--- Instructions for the task ---
Copy, from the entries below, each line where the word "page" can be found.

--- Recorded information ---
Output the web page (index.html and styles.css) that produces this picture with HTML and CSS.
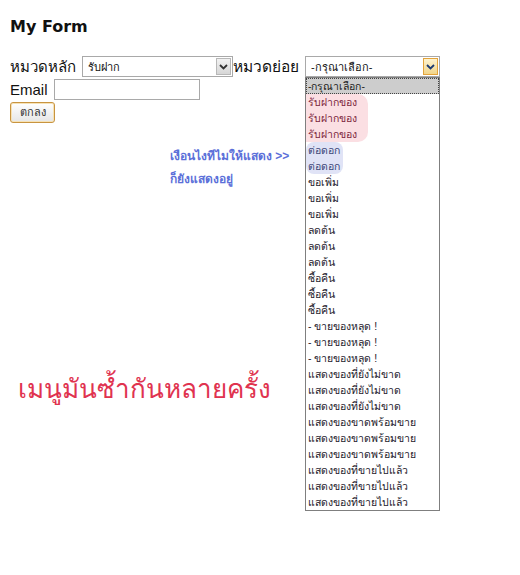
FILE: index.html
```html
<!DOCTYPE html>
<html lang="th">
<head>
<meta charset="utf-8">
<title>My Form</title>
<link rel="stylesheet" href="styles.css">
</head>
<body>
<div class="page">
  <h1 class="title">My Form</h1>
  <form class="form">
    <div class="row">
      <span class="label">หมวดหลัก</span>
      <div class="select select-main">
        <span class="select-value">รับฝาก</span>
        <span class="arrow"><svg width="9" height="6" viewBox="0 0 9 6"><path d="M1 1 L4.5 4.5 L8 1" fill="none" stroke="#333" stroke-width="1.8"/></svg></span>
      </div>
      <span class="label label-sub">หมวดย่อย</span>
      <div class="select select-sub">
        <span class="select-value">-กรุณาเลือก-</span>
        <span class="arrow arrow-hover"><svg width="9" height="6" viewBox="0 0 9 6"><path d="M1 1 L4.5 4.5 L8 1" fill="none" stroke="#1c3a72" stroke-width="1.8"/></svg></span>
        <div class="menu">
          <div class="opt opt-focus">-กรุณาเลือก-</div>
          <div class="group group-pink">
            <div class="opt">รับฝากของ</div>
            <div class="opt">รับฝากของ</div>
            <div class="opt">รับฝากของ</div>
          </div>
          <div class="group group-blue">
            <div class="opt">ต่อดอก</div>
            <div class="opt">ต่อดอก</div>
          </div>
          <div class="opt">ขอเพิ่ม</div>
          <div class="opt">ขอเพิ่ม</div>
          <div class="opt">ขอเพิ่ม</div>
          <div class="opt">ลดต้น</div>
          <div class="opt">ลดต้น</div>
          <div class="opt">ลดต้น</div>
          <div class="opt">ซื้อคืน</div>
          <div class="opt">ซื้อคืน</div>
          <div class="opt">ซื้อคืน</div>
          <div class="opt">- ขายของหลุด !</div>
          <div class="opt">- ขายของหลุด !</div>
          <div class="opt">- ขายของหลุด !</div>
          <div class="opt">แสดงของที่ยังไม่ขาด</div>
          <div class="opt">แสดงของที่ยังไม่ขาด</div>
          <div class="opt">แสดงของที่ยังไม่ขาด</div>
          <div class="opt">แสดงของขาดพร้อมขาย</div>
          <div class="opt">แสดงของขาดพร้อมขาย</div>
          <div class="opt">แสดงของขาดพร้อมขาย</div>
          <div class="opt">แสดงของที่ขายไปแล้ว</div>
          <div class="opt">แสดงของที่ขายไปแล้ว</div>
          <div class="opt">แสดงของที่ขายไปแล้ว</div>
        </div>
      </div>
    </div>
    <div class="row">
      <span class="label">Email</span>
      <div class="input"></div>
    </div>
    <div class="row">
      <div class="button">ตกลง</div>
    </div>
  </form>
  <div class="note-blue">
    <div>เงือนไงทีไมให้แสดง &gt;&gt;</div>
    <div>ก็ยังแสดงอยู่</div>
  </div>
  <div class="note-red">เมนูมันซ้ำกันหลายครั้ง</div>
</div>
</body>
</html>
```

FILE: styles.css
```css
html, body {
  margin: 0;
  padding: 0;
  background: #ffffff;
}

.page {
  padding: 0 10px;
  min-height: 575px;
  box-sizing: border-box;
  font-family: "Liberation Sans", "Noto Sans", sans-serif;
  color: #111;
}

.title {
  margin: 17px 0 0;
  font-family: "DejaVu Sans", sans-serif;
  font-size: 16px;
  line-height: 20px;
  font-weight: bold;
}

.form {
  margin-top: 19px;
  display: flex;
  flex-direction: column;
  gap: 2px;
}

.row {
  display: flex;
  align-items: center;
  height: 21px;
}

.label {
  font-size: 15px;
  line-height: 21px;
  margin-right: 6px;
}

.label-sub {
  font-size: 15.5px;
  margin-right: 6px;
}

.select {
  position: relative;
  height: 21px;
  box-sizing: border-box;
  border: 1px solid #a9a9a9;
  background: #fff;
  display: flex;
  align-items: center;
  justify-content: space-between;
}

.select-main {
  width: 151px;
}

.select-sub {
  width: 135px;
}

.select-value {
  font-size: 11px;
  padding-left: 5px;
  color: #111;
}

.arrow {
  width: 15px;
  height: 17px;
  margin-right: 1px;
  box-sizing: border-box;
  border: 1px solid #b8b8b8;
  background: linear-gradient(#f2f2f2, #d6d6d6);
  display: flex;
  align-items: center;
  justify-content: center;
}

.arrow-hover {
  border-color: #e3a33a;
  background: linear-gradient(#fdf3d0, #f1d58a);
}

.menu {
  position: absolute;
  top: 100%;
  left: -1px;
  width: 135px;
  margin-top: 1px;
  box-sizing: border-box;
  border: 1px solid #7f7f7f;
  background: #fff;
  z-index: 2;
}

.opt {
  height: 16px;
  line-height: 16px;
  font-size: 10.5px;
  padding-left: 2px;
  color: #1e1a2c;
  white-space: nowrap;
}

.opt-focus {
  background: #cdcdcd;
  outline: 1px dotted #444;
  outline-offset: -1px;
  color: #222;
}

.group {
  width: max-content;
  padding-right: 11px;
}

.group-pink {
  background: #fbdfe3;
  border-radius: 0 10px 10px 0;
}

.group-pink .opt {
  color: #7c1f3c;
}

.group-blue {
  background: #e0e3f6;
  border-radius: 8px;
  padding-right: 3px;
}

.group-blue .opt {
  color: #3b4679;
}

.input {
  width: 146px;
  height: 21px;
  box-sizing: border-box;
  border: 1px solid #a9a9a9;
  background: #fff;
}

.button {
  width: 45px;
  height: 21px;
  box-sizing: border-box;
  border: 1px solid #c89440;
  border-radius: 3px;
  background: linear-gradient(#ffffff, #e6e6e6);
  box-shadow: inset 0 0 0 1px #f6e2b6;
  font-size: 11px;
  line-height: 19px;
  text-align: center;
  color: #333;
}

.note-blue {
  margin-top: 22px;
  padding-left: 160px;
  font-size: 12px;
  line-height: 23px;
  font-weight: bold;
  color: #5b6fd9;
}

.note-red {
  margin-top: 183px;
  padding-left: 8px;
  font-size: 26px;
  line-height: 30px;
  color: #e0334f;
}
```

...

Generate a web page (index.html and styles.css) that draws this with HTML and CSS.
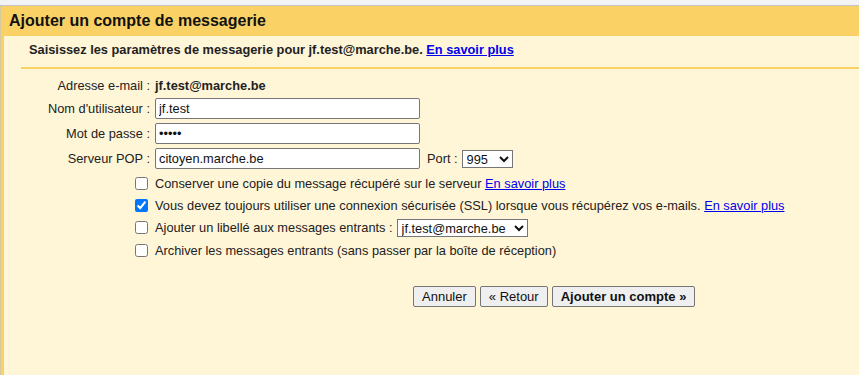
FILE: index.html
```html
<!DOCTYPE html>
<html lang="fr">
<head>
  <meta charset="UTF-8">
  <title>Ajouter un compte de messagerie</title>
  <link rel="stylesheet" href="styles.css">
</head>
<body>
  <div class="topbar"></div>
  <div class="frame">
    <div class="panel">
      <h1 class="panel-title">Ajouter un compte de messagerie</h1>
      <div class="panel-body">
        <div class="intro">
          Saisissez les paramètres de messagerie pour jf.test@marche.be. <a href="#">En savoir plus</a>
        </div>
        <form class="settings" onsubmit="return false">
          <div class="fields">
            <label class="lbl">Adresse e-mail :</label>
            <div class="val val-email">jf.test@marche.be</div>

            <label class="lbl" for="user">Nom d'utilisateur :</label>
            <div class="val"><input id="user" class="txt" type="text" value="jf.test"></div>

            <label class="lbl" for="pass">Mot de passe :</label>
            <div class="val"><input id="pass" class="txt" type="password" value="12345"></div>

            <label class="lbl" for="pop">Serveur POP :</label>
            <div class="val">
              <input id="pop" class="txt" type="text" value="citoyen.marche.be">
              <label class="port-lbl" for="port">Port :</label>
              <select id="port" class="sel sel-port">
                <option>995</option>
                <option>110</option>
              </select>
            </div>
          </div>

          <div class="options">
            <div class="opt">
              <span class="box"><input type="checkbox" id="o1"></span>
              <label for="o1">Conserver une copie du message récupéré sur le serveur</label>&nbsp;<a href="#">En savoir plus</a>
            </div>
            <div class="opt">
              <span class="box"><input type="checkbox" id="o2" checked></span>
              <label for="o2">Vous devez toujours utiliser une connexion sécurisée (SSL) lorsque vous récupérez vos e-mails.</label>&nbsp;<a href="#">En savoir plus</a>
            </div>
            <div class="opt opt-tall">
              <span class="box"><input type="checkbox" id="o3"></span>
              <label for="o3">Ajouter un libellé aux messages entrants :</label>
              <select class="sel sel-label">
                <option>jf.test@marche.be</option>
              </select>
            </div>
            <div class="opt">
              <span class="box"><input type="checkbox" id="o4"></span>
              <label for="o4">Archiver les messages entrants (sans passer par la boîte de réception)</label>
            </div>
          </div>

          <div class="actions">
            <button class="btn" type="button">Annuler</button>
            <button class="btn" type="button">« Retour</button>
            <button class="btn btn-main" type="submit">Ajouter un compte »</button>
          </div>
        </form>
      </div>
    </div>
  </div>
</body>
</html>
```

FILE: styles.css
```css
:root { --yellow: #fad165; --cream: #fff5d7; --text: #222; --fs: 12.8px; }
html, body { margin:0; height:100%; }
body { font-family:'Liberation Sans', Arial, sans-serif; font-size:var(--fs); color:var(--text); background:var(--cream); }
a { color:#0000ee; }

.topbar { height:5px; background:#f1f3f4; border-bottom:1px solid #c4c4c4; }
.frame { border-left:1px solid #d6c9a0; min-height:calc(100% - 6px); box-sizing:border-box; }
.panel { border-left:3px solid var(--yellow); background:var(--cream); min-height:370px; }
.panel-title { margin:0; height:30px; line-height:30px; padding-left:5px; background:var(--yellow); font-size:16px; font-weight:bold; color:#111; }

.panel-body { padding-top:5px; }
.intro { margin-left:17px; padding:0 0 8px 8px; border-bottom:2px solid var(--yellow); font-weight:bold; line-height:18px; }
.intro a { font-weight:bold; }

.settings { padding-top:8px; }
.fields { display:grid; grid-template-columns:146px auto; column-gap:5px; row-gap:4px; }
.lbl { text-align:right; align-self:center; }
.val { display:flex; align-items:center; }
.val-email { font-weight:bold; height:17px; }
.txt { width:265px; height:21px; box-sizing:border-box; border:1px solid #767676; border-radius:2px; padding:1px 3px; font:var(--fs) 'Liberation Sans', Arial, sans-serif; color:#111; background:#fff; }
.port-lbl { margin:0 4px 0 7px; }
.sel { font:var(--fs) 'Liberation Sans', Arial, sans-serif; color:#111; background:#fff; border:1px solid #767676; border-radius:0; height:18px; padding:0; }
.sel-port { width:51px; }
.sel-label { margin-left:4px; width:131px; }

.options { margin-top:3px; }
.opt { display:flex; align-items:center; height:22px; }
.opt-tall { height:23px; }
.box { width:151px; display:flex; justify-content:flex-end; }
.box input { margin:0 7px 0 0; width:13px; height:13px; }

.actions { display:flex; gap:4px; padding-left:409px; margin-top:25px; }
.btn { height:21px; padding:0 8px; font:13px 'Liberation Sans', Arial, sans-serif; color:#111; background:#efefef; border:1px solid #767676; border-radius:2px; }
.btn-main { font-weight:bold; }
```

--- Complete response ---
Output the web page (index.html and styles.css) that produces this picture with HTML and CSS.
<div class="page">
.page {
Generate a web page (index.html and styles.css) that draws this with HTML and CSS.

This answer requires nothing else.